The natural inflammation response is ignored when allergies are treated with antihistamines. The antihistamines become less effective over time and the root cause of the symptoms has not been treated. Allergy shots teach the body to accept the pollen or source of the allergic inflammatory reaction, and most doctors agree this is more effective than antihistamine drug therapy. Ganoderma mushrooms repress the inflammation response, so the body can learn and adapt to the source of the allergic reaction instead of fighting a long term, losing battle.


In patients with chronic bronchitis the parasympathetic nerves are easily excited, which leads to the coughing and a need to calm the parasympathetic nerves. Patients given Ganoderma lucidum mushroom extract for four months showed a significant decline in blood cholinesterase activity, which reduces excitability of the parasympathetic nerves. After studying this treatment for chronic bronchitis, medical research has begun looking into Ganoderma lucidum as a treatment for other inflammatory responses.


The anti-inflammatory properties of the Ganoderma mushrooms are both systemic and topical, so they can be ingested or applied directly to the skin. Rashes and other difficulties with the skin can be treated with an ointment of Ganoderma extract. The antibacterial properties of mushrooms are expected to be effective in the treatment of acne, which is caused by a bacterium. Lotions and other skin products are on the market, but little research has been applied to skin care effectiveness from Ganoderma mushroom products.


Advanced liver diseases usually require a liver transplant for completion of treatment. Drinking excessive alcohol and hepatitis are two of the more common forms of liver damage and long-term debilitating illnesses. A large dose, or acute overdose, of acetaminophen can cause liver damage known as acetaminophen-induced hepatotoxicity. The main function of the liver is to extract waste and toxins from the blood, and Ganoderma mushrooms have enzymes that detoxify cells. Research is being conducted on using Ganoderma lucidum to treat liver damage, including acute damage as in the case of acetaminophen-induced hepatotoxicity. Asian cultures use Ganoderma lucidum to treat the symptoms of hepatitis, leading research to believe this mushroom may hold the key to halting the progression of liver disease.


Ganoderma and Antiviral


Viruses, which are not effected by antibiotics, are becoming a concern among medical practitioners. Penicillin, the first antibiotic, was based on a fungus, so it should not be surprising that fungi contain antibiotic properties. It is surprising that mushrooms also contain antiviral aspects, which were only recently discovered by science. Another recent surprise was finding that Ganoderma lucidum can inhibit the production of glucose. High levels of glucose lead to an increased need for insulin and over the long-term can cause the development of type II diabetes. Diets containing mushrooms can moderate blood sugar levels, though little research has been done into fungi based medicines. More research needs to be done into the health benefits of fungi, but that research will mostly likely confirm the claims of folk medicine.

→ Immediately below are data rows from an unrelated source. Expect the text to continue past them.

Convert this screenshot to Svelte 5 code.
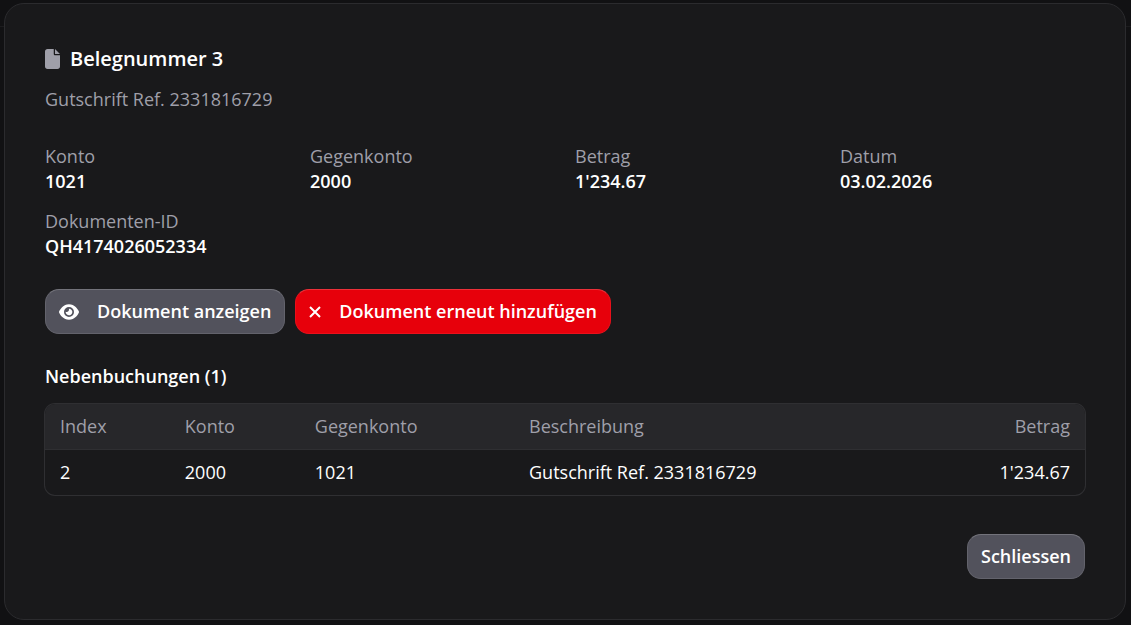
<script lang="ts">
  type Entry = {
    index: number
    account: string
    contra: string
    description: string
    amount: string
  }

  const fields = [
    { label: 'Konto', value: '1021' },
    { label: 'Gegenkonto', value: '2000' },
    { label: 'Betrag', value: "1'234.67" },
    { label: 'Datum', value: '03.02.2026' },
    { label: 'Dokumenten-ID', value: 'QH4174026052334' },
  ]

  const entries: Entry[] = [
    { index: 2, account: '2000', contra: '1021', description: 'Gutschrift Ref. 2331816729', amount: "1'234.67" },
  ]

  let open = $state(true)
</script>

<div class="backdrop">
  {#if open}
    <div class="dialog" role="dialog" aria-modal="true" aria-labelledby="dialog-title">
      <header>
        <h2 id="dialog-title">
          <svg class="file-icon" viewBox="0 0 384 512" aria-hidden="true">
            <path d="M64 0H224V128c0 17.700 14.300 32 32 32H384V448c0 35.300-28.700 64-64 64H64c-35.300 0-64-28.700-64-64V64C0 28.700 28.700 0 64 0zM256 0L384 128H256V0z" />
          </svg>
          Belegnummer 3
        </h2>
        <p>Gutschrift Ref. 2331816729</p>
      </header>

      <dl class="fields">
        {#each fields as field}
          <div>
            <dt>{field.label}</dt>
            <dd>{field.value}</dd>
          </div>
        {/each}
      </dl>

      <div class="actions">
        <button type="button" class="btn">
          <svg class="eye-icon" viewBox="0 0 576 512" aria-hidden="true">
            <path d="M288 32c-80.800 0-145.500 36.800-192.600 80.600C48.600 156 17.300 208 2.500 243.700c-3.300 7.900-3.300 16.700 0 24.600C17.300 304 48.600 356 95.400 399.400C142.500 443.200 207.200 480 288 480s145.500-36.800 192.600-80.600c46.800-43.500 78.100-95.400 93-131.100c3.300-7.900 3.300-16.700 0-24.600c-14.900-35.700-46.200-87.700-93-131.100C433.500 68.800 368.800 32 288 32zM144 256a144 144 0 1 1 288 0 144 144 0 1 1 -288 0zm144-64c0 35.300-28.700 64-64 64c-7.100 0-13.900-1.200-20.300-3.300c-5.500-1.800-11.900 1.600-11.700 7.400c.3 6.900 1.300 13.800 3.200 20.700c13.700 51.200 66.400 81.600 117.600 67.900s81.600-66.400 67.900-117.600c-11.100-41.500-47.800-69.400-88.600-71.100c-5.800-.2-9.200 6.100-7.400 11.700c2.100 6.400 3.300 13.200 3.300 20.300z" />
          </svg>
          Dokument anzeigen
        </button>
        <button type="button" class="btn danger">
          <svg class="x-icon" viewBox="0 0 12 12" aria-hidden="true">
            <path d="M1 1l10 10M11 1L1 11" />
          </svg>
          Dokument erneut hinzufügen
        </button>
      </div>

      <h3>Nebenbuchungen ({entries.length})</h3>

      <div class="table-wrap">
        <table>
          <thead>
            <tr>
              <th class="col-index">Index</th>
              <th class="col-account">Konto</th>
              <th class="col-contra">Gegenkonto</th>
              <th>Beschreibung</th>
              <th class="amount">Betrag</th>
            </tr>
          </thead>
          <tbody>
            {#each entries as entry}
              <tr>
                <td>{entry.index}</td>
                <td>{entry.account}</td>
                <td>{entry.contra}</td>
                <td>{entry.description}</td>
                <td class="amount">{entry.amount}</td>
              </tr>
            {/each}
          </tbody>
        </table>
      </div>

      <footer>
        <button type="button" class="btn" onclick={() => (open = false)}>Schliessen</button>
      </footer>
    </div>
  {/if}
</div>

<style>
  :global(body) {
    background: #111113;
  }

  .backdrop {
    box-sizing: border-box;
    min-height: 100vh;
    padding: 3px 5px 4px 4px;
    background: linear-gradient(#1c1c1e, #1c1c1e) 0 26px / 100% 1px no-repeat;
    font-family: 'Open Sans', sans-serif;
    font-size: 18px;
    line-height: 25px;
    color: #fff;
  }

  .dialog {
    padding: 40px;
    background: #19191b;
    border: 1px solid #2b2b2e;
    border-radius: 20px;
  }

  h2 {
    display: flex;
    align-items: center;
    gap: 10px;
    margin: 0;
    font-size: 20px;
    line-height: 30px;
    font-weight: 600;
  }

  .file-icon {
    width: 15px;
    height: 20px;
    fill: #9f9fa9;
  }

  header p {
    margin: 13px 0 0;
    color: #9f9fa9;
  }

  .fields {
    display: grid;
    grid-template-columns: repeat(4, minmax(0, 1fr));
    gap: 15px 20px;
    margin: 32px 0 30px;
  }

  dt {
    color: #9f9fa9;
  }

  dd {
    margin: 0;
    font-weight: 600;
  }

  .actions {
    display: flex;
    flex-wrap: wrap;
    gap: 10px;
  }

  .btn {
    display: inline-flex;
    align-items: center;
    gap: 18px;
    padding: 9px 13px;
    font: inherit;
    font-weight: 600;
    color: #fff;
    background: #52525c;
    border: 1px solid #63636c;
    border-top-color: #73737b;
    border-radius: 14px;
    cursor: pointer;
  }

  .btn.danger {
    background: #e7000b;
    border-color: #e9101b;
    border-top-color: #ec3039;
  }

  .eye-icon {
    width: 20px;
    height: 18px;
    fill: currentColor;
  }

  .x-icon {
    width: 12px;
    height: 12px;
    fill: none;
    stroke: currentColor;
    stroke-width: 2;
  }

  h3 {
    margin: 30px 0 15px;
    font-size: 18px;
    font-weight: 600;
  }

  .table-wrap {
    overflow: hidden;
    border-radius: 10px;
    box-shadow: 0 0 0 1px #2f2f32;
  }

  table {
    width: 100%;
    border-collapse: collapse;
  }

  thead {
    background: #27272a;
  }

  th,
  td {
    padding: 10px 15px;
    text-align: left;
    font-weight: 400;
  }

  th {
    color: #9f9fa9;
    font-weight: 500;
    border-bottom: 1px solid #2f2f32;
  }

  .col-index {
    width: 12%;
  }

  .col-account {
    width: 12.5%;
  }

  .col-contra {
    width: 20.6%;
  }

  .amount {
    text-align: right;
  }

  footer {
    display: flex;
    justify-content: flex-end;
    margin-top: 39px;
  }
</style>
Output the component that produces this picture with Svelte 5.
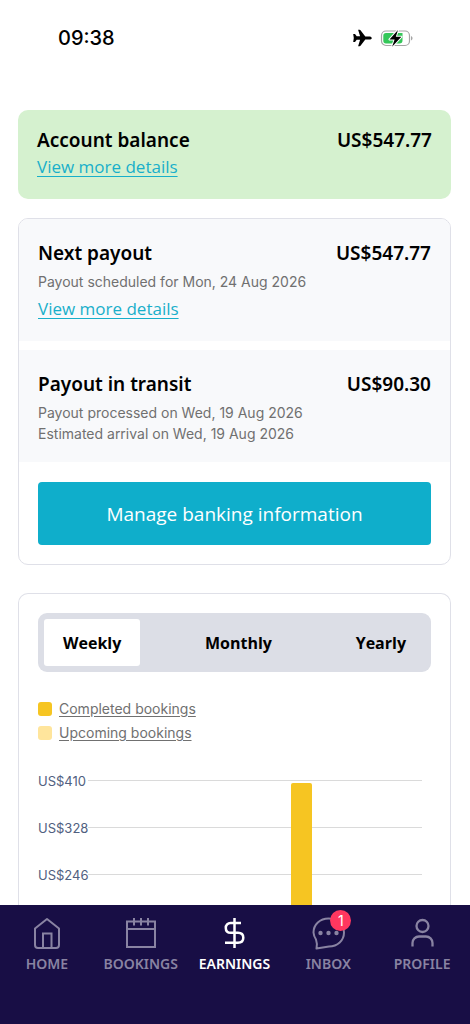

The traditional medicine of many cultures includes mushrooms, though some cultures avoid fungi out of fear of the poisonous species. Care must be taken around mushrooms, because the poisonous and nonpoisonous species are easily confused, but research indicates making the distinction is worth the effort. Scientific research is slowly coming to understand the wisdom in ancient practices, finding impressive benefits in the mushrooms lauded by alternative medicine. Even the poisonous and hallucinogenic fungi can be beneficial. As science catches up with folk medicine the health benefits of mushrooms, particularly of the Ganoderma species, will become incontrovertible. Fungi will become part of any healthy lifestyle and early adopters will receive the greatest benefits.